Through the presence of mathematical “structure”, one gets a framework to explain physical phenomena more easily. Also, new ways of incorporating structures are sometimes created to explain these phenomena - the very reason mathematical analysis was created. Another advantage of structures is that studying one branch of mathematics can give us insights into the study of another. If the structure is preserved amongst objects, then we can relate their properties too - for instance, the study of real numbers can give us an insight into the study of natural numbers. This point is important for two reasons - one, that the inherent flaw present in the classical approaches of mathematics depicted previously is sorted out. The second reason is when we do science or describe anything in the non-mathematical world, one commonly uses only part of the structure types in question(relevant theorems, axioms, etc.) and not the whole set.

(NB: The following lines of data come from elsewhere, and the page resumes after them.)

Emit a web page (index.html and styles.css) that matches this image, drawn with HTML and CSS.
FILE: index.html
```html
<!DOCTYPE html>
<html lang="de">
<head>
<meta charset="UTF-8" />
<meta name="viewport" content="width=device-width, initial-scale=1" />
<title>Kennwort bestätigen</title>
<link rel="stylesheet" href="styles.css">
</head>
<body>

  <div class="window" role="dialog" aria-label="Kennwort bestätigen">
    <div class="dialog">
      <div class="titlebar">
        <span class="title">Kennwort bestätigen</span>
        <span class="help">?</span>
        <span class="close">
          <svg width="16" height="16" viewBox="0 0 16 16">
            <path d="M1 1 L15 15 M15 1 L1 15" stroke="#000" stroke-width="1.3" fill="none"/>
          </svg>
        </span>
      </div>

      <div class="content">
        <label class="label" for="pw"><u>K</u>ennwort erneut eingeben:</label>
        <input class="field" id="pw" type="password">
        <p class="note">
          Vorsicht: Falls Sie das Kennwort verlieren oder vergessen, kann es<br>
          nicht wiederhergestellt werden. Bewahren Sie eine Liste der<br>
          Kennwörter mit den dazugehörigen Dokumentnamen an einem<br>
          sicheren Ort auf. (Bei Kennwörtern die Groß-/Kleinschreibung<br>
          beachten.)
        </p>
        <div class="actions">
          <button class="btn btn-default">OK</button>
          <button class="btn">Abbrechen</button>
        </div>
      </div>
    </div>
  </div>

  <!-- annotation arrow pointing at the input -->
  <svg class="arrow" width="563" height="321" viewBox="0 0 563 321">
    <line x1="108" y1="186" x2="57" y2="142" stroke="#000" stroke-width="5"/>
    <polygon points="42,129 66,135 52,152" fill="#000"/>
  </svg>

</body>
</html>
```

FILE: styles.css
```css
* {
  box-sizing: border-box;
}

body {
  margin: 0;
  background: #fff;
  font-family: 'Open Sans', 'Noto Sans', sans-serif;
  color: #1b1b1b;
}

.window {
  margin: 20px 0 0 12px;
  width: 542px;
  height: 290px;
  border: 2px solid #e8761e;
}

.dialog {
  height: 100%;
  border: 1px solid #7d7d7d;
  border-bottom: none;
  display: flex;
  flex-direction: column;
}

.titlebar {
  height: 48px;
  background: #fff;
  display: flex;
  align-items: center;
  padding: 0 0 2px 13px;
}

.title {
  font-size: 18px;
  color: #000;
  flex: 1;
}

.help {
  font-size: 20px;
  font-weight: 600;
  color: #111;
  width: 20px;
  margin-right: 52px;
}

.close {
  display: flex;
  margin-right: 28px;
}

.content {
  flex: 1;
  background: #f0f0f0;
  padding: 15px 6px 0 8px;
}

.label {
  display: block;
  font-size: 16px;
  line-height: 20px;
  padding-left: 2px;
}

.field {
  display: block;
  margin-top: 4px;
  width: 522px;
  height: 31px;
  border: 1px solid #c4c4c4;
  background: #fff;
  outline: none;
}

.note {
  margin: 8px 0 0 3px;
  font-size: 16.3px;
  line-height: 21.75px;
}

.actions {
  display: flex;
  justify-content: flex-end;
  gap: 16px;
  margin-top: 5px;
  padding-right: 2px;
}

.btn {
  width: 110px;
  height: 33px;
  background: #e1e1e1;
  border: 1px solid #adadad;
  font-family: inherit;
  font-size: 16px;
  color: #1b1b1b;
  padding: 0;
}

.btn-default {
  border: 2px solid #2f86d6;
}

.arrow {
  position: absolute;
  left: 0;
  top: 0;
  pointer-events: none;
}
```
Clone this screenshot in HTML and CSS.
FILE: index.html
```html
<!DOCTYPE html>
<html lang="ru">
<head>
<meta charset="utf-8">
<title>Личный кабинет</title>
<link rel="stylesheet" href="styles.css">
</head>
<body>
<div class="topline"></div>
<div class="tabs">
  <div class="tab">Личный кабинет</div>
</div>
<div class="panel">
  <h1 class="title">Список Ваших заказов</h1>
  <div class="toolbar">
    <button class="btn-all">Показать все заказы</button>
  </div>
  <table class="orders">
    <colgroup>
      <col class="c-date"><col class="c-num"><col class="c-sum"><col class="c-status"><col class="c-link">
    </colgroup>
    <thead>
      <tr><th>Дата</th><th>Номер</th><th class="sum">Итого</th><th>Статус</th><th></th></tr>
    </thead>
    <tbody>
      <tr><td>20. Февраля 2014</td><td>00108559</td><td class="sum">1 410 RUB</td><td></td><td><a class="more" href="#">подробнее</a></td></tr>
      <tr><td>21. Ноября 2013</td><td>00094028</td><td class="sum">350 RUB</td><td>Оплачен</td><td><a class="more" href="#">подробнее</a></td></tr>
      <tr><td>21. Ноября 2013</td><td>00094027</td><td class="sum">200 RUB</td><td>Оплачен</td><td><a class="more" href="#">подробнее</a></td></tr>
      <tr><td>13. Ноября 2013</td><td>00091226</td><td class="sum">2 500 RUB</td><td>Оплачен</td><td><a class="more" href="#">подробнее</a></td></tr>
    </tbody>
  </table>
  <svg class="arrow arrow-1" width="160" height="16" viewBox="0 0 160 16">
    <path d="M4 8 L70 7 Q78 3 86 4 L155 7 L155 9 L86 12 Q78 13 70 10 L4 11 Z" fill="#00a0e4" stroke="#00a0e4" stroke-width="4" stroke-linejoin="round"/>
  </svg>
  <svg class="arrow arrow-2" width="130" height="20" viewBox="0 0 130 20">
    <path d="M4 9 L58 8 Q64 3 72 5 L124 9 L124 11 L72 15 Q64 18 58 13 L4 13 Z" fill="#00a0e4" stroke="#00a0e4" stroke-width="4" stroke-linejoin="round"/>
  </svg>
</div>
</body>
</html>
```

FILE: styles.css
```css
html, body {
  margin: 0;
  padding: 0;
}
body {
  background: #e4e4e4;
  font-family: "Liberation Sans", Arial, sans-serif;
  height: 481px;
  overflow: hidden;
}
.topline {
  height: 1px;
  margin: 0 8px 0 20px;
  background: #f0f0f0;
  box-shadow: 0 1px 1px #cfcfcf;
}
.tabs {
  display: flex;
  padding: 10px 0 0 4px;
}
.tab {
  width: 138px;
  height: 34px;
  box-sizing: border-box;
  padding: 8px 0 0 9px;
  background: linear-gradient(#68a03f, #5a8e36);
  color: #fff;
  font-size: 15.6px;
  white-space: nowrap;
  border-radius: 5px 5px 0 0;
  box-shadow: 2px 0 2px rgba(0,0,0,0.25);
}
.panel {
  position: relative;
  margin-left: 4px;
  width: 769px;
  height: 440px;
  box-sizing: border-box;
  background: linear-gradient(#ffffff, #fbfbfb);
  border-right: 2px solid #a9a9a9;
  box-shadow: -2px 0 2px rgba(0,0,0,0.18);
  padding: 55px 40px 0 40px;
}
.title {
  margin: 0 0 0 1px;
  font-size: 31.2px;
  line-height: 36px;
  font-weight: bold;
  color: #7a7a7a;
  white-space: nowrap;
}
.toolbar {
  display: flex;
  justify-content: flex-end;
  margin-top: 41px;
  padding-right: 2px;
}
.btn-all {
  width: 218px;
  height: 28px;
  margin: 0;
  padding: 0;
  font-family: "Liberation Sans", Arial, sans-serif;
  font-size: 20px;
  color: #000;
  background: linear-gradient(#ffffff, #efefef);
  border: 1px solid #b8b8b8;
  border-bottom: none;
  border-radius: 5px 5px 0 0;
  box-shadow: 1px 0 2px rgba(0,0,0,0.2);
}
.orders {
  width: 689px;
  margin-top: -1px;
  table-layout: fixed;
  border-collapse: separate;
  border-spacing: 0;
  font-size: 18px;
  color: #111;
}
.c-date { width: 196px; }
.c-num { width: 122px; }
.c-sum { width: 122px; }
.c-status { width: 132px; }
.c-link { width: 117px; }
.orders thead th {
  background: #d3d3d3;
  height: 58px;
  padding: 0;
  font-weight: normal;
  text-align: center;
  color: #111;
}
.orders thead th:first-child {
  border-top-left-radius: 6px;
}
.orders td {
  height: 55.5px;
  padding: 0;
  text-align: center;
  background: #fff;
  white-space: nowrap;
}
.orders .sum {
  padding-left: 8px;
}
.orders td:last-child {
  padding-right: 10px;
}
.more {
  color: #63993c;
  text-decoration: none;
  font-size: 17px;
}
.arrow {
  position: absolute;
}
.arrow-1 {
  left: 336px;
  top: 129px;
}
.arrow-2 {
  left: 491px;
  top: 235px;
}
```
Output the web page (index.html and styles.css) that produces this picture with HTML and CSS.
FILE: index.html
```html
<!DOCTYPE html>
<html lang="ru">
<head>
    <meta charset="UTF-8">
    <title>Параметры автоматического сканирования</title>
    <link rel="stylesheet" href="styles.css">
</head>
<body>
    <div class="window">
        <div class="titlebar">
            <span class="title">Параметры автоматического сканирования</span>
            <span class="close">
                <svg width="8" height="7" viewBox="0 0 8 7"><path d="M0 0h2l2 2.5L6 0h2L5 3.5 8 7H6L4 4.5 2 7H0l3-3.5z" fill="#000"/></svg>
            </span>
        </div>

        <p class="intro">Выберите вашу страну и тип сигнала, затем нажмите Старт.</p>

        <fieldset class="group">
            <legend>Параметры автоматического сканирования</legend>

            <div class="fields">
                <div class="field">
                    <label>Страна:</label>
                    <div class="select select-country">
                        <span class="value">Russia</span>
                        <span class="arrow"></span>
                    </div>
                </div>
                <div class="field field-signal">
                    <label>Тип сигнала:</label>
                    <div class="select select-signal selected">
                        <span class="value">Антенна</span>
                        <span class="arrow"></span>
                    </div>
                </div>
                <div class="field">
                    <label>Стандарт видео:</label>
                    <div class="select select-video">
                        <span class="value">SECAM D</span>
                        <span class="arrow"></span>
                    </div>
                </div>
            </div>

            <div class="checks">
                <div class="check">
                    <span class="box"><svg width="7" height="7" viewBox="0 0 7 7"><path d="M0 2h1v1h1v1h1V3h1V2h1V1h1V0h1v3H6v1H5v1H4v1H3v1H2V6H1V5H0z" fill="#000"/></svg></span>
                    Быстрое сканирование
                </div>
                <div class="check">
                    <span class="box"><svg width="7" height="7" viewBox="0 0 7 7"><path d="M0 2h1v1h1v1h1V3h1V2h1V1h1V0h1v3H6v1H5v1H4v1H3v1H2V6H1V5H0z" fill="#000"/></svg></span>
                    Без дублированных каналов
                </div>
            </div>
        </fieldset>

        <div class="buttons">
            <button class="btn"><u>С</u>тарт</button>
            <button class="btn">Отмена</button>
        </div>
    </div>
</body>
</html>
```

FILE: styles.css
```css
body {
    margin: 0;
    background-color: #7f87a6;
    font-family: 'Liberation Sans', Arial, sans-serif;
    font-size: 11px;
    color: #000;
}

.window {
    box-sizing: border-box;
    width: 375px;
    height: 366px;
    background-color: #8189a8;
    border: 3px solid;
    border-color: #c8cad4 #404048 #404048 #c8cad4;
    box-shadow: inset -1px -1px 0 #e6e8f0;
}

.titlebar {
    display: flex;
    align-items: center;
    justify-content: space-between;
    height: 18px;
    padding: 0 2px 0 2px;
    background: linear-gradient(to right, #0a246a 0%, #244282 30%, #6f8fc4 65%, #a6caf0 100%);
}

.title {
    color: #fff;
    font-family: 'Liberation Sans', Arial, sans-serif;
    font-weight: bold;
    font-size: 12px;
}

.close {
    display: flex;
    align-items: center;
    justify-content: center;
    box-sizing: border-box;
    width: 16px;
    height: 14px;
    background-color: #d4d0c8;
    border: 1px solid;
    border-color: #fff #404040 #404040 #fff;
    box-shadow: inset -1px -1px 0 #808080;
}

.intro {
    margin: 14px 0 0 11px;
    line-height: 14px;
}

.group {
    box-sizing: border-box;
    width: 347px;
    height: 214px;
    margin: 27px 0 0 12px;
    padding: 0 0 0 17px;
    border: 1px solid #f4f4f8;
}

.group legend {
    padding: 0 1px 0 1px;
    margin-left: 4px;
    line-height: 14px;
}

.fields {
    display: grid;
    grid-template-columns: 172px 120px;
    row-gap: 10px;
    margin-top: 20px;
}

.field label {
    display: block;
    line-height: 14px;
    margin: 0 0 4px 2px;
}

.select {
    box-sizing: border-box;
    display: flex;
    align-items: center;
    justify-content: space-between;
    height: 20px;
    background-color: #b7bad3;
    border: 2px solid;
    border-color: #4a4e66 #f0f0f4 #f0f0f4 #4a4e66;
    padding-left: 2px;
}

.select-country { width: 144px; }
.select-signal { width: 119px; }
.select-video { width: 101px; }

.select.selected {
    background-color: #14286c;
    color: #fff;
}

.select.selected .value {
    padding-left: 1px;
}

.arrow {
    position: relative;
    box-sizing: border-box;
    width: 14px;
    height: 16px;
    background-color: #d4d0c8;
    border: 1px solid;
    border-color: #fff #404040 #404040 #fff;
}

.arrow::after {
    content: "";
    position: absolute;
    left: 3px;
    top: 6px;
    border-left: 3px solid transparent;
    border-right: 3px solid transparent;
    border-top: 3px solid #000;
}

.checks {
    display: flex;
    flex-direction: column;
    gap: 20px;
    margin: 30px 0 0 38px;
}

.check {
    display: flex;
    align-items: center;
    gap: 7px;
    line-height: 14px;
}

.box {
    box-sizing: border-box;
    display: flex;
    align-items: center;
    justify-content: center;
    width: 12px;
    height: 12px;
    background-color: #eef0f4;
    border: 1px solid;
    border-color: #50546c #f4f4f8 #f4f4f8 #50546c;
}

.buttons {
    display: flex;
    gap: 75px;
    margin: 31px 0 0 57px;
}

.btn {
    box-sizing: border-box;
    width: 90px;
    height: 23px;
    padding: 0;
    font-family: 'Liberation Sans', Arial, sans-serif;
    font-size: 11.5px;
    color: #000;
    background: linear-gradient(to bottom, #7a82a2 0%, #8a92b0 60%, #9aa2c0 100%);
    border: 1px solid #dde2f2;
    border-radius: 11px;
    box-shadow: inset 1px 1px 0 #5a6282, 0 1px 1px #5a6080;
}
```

This brings us to another corollary from the example of real and natural numbers we enumerated above - that it is possible to study parts of a structure, which we can call a “substructure”. This concept of a substructure, which scientists apply to their research knowingly or unknowingly on a regular basis, is what gives a perception of the existence of a branch called “applied mathematics”. This branch is often considered different from “pure mathematics” - which looks at these mathematical structures from scratch. However, from the same ideas we have tried to propagate in this paragraph and the previous one, we can understand that applied mathematics is in fact, merely a constrained version of pure mathematics. This fact is important, because this is the very reason a scientist has the license to apply a select few, relevant principles of a given mathematical structure to his research without worrying about the broad, overarching concepts underlying them, thus making his life much easier. This apparent overlap between the two pseudo-branches of mathematics isn’t explained by any of its older philosophies. Thus it creates a solid case for structuralism to be a better philosophical principle to explain what actually is reality as per a mathematician.

CONCLUSION

Pythagoras is said to have remarked once that “All is number”. While it is not true that the real world is composed of mathematical entities, reality can certainly be explained in a concise, easy to understand way by using the principles of mathematics. The philosophy of Structuralism seems to aid the process, as it provides a proper framework and the required flexibility to apply the existing rules of mathematics or even create new rules(the way Newton did by inventing calculus) in order to study the reality of this world.

REFERENCES

  1. https://philosophynow.org/issues/102/Mathematics_and_Reality
  2. https://phys.org/news/2013-09-mathematics-effective-world.html

Shapiro, Stewart. “Mathematics and Reality.” Philosophy of Science 50, no. 4 (1983): 523–48. http://www.jstor.org/stable/187555.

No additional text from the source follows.